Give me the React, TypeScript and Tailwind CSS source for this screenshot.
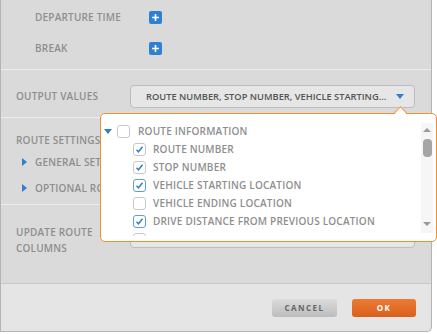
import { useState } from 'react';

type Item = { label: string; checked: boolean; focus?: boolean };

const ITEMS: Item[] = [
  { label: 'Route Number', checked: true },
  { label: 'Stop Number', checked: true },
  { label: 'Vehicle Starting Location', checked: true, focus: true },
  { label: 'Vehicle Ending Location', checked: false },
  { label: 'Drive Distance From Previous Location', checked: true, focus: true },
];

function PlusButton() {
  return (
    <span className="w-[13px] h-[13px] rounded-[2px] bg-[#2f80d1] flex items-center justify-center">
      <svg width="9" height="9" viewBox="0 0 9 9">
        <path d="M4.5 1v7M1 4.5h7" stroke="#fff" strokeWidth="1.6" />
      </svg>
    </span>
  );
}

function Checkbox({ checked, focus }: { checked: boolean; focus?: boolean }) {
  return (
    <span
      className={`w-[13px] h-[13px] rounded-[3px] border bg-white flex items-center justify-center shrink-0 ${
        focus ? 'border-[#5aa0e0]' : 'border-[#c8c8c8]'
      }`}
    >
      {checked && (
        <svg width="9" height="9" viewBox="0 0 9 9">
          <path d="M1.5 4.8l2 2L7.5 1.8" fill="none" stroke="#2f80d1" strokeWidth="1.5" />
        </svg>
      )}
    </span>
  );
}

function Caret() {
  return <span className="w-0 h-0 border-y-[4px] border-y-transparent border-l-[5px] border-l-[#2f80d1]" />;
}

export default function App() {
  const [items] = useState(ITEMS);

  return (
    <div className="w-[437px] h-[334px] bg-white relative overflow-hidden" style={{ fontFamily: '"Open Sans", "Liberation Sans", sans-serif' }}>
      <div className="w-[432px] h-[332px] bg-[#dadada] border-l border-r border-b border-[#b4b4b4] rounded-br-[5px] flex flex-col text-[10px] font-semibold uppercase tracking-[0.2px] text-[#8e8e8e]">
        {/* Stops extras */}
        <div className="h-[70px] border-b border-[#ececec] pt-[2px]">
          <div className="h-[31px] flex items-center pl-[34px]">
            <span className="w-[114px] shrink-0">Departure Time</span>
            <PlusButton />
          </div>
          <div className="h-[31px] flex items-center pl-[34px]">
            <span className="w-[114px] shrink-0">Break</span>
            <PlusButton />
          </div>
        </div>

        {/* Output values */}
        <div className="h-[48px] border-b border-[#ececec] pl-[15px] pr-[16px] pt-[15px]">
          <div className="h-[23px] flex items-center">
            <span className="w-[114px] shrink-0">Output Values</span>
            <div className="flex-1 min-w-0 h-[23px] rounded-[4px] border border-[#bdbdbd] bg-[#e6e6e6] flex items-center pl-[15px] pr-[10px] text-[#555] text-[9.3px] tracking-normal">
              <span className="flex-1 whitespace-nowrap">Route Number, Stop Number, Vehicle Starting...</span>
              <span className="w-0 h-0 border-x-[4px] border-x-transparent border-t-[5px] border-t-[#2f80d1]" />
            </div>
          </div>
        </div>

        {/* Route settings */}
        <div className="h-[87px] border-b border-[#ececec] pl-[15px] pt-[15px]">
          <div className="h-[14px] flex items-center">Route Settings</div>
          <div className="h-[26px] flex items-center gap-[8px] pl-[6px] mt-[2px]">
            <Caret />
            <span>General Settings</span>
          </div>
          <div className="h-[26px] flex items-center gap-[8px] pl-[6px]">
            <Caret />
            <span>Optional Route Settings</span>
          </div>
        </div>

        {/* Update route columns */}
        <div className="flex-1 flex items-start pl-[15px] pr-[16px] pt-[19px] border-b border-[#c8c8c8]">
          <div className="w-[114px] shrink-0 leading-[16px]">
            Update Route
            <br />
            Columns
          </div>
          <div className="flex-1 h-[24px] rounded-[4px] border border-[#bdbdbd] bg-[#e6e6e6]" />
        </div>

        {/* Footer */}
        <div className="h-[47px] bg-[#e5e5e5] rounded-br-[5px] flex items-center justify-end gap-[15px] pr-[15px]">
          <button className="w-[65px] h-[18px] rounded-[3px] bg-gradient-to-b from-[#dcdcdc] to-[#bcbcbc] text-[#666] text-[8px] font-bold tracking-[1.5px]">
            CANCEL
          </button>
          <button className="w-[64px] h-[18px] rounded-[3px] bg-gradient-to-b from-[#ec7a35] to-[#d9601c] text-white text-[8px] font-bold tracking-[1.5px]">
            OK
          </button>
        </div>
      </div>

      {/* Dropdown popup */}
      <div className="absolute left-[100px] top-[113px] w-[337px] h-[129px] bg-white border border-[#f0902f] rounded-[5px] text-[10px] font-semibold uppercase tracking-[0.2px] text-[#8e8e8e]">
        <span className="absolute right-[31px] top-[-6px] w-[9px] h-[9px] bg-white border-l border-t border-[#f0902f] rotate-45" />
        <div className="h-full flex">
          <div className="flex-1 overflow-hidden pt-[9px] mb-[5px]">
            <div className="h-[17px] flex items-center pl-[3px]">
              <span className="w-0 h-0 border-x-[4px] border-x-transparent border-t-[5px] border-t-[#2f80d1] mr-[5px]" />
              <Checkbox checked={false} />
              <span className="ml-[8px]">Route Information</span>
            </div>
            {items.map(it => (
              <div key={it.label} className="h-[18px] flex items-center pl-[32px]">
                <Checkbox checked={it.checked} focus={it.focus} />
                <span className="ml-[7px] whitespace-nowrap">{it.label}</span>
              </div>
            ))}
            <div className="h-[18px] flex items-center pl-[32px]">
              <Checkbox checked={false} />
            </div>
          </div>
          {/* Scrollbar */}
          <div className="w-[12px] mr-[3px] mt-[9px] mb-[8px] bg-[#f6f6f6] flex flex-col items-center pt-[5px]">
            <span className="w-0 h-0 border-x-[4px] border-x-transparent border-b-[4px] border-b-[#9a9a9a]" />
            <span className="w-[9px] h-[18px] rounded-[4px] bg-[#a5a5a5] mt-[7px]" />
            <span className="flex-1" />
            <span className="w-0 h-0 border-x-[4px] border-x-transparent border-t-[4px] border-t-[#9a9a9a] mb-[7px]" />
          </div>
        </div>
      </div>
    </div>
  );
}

Exercise description: Write out each line of the data exactly; the images should be left out.

Reply:
Give me the React, TypeScript and Tailwind CSS source for this screenshot.
import { useState } from 'react';

type Item = { label: string; checked: boolean; focus?: boolean };

const ITEMS: Item[] = [
  { label: 'Route Number', checked: true },
  { label: 'Stop Number', checked: true },
  { label: 'Vehicle Starting Location', checked: true, focus: true },
  { label: 'Vehicle Ending Location', checked: false },
  { label: 'Drive Distance From Previous Location', checked: true, focus: true },
];

function PlusButton() {
  return (
    <span className="w-[13px] h-[13px] rounded-[2px] bg-[#2f80d1] flex items-center justify-center">
      <svg width="9" height="9" viewBox="0 0 9 9">
        <path d="M4.5 1v7M1 4.5h7" stroke="#fff" strokeWidth="1.6" />
      </svg>
    </span>
  );
}

function Checkbox({ checked, focus }: { checked: boolean; focus?: boolean }) {
  return (
    <span
      className={`w-[13px] h-[13px] rounded-[3px] border bg-white flex items-center justify-center shrink-0 ${
        focus ? 'border-[#5aa0e0]' : 'border-[#c8c8c8]'
      }`}
    >
      {checked && (
        <svg width="9" height="9" viewBox="0 0 9 9">
          <path d="M1.5 4.8l2 2L7.5 1.8" fill="none" stroke="#2f80d1" strokeWidth="1.5" />
        </svg>
      )}
    </span>
  );
}

function Caret() {
  return <span className="w-0 h-0 border-y-[4px] border-y-transparent border-l-[5px] border-l-[#2f80d1]" />;
}

export default function App() {
  const [items] = useState(ITEMS);

  return (
    <div className="w-[437px] h-[334px] bg-white relative overflow-hidden" style={{ fontFamily: '"Open Sans", "Liberation Sans", sans-serif' }}>
      <div className="w-[432px] h-[332px] bg-[#dadada] border-l border-r border-b border-[#b4b4b4] rounded-br-[5px] flex flex-col text-[10px] font-semibold uppercase tracking-[0.2px] text-[#8e8e8e]">
        {/* Stops extras */}
        <div className="h-[70px] border-b border-[#ececec] pt-[2px]">
          <div className="h-[31px] flex items-center pl-[34px]">
            <span className="w-[114px] shrink-0">Departure Time</span>
            <PlusButton />
          </div>
          <div className="h-[31px] flex items-center pl-[34px]">
            <span className="w-[114px] shrink-0">Break</span>
            <PlusButton />
          </div>
        </div>

        {/* Output values */}
        <div className="h-[48px] border-b border-[#ececec] pl-[15px] pr-[16px] pt-[15px]">
          <div className="h-[23px] flex items-center">
            <span className="w-[114px] shrink-0">Output Values</span>
            <div className="flex-1 min-w-0 h-[23px] rounded-[4px] border border-[#bdbdbd] bg-[#e6e6e6] flex items-center pl-[15px] pr-[10px] text-[#555] text-[9.3px] tracking-normal">
              <span className="flex-1 whitespace-nowrap">Route Number, Stop Number, Vehicle Starting...</span>
              <span className="w-0 h-0 border-x-[4px] border-x-transparent border-t-[5px] border-t-[#2f80d1]" />
            </div>
          </div>
        </div>

        {/* Route settings */}
        <div className="h-[87px] border-b border-[#ececec] pl-[15px] pt-[15px]">
          <div className="h-[14px] flex items-center">Route Settings</div>
          <div className="h-[26px] flex items-center gap-[8px] pl-[6px] mt-[2px]">
            <Caret />
            <span>General Settings</span>
          </div>
          <div className="h-[26px] flex items-center gap-[8px] pl-[6px]">
            <Caret />
            <span>Optional Route Settings</span>
          </div>
        </div>

        {/* Update route columns */}
        <div className="flex-1 flex items-start pl-[15px] pr-[16px] pt-[19px] border-b border-[#c8c8c8]">
          <div className="w-[114px] shrink-0 leading-[16px]">
            Update Route
            <br />
            Columns
          </div>
          <div className="flex-1 h-[24px] rounded-[4px] border border-[#bdbdbd] bg-[#e6e6e6]" />
        </div>

        {/* Footer */}
        <div className="h-[47px] bg-[#e5e5e5] rounded-br-[5px] flex items-center justify-end gap-[15px] pr-[15px]">
          <button className="w-[65px] h-[18px] rounded-[3px] bg-gradient-to-b from-[#dcdcdc] to-[#bcbcbc] text-[#666] text-[8px] font-bold tracking-[1.5px]">
            CANCEL
          </button>
          <button className="w-[64px] h-[18px] rounded-[3px] bg-gradient-to-b from-[#ec7a35] to-[#d9601c] text-white text-[8px] font-bold tracking-[1.5px]">
            OK
          </button>
        </div>
      </div>

      {/* Dropdown popup */}
      <div className="absolute left-[100px] top-[113px] w-[337px] h-[129px] bg-white border border-[#f0902f] rounded-[5px] text-[10px] font-semibold uppercase tracking-[0.2px] text-[#8e8e8e]">
        <span className="absolute right-[31px] top-[-6px] w-[9px] h-[9px] bg-white border-l border-t border-[#f0902f] rotate-45" />
        <div className="h-full flex">
          <div className="flex-1 overflow-hidden pt-[9px] mb-[5px]">
            <div className="h-[17px] flex items-center pl-[3px]">
              <span className="w-0 h-0 border-x-[4px] border-x-transparent border-t-[5px] border-t-[#2f80d1] mr-[5px]" />
              <Checkbox checked={false} />
              <span className="ml-[8px]">Route Information</span>
            </div>
            {items.map(it => (
              <div key={it.label} className="h-[18px] flex items-center pl-[32px]">
                <Checkbox checked={it.checked} focus={it.focus} />
                <span className="ml-[7px] whitespace-nowrap">{it.label}</span>
              </div>
            ))}
            <div className="h-[18px] flex items-center pl-[32px]">
              <Checkbox checked={false} />
            </div>
          </div>
          {/* Scrollbar */}
          <div className="w-[12px] mr-[3px] mt-[9px] mb-[8px] bg-[#f6f6f6] flex flex-col items-center pt-[5px]">
            <span className="w-0 h-0 border-x-[4px] border-x-transparent border-b-[4px] border-b-[#9a9a9a]" />
            <span className="w-[9px] h-[18px] rounded-[4px] bg-[#a5a5a5] mt-[7px]" />
            <span className="flex-1" />
            <span className="w-0 h-0 border-x-[4px] border-x-transparent border-t-[4px] border-t-[#9a9a9a] mb-[7px]" />
          </div>
        </div>
      </div>
    </div>
  );
}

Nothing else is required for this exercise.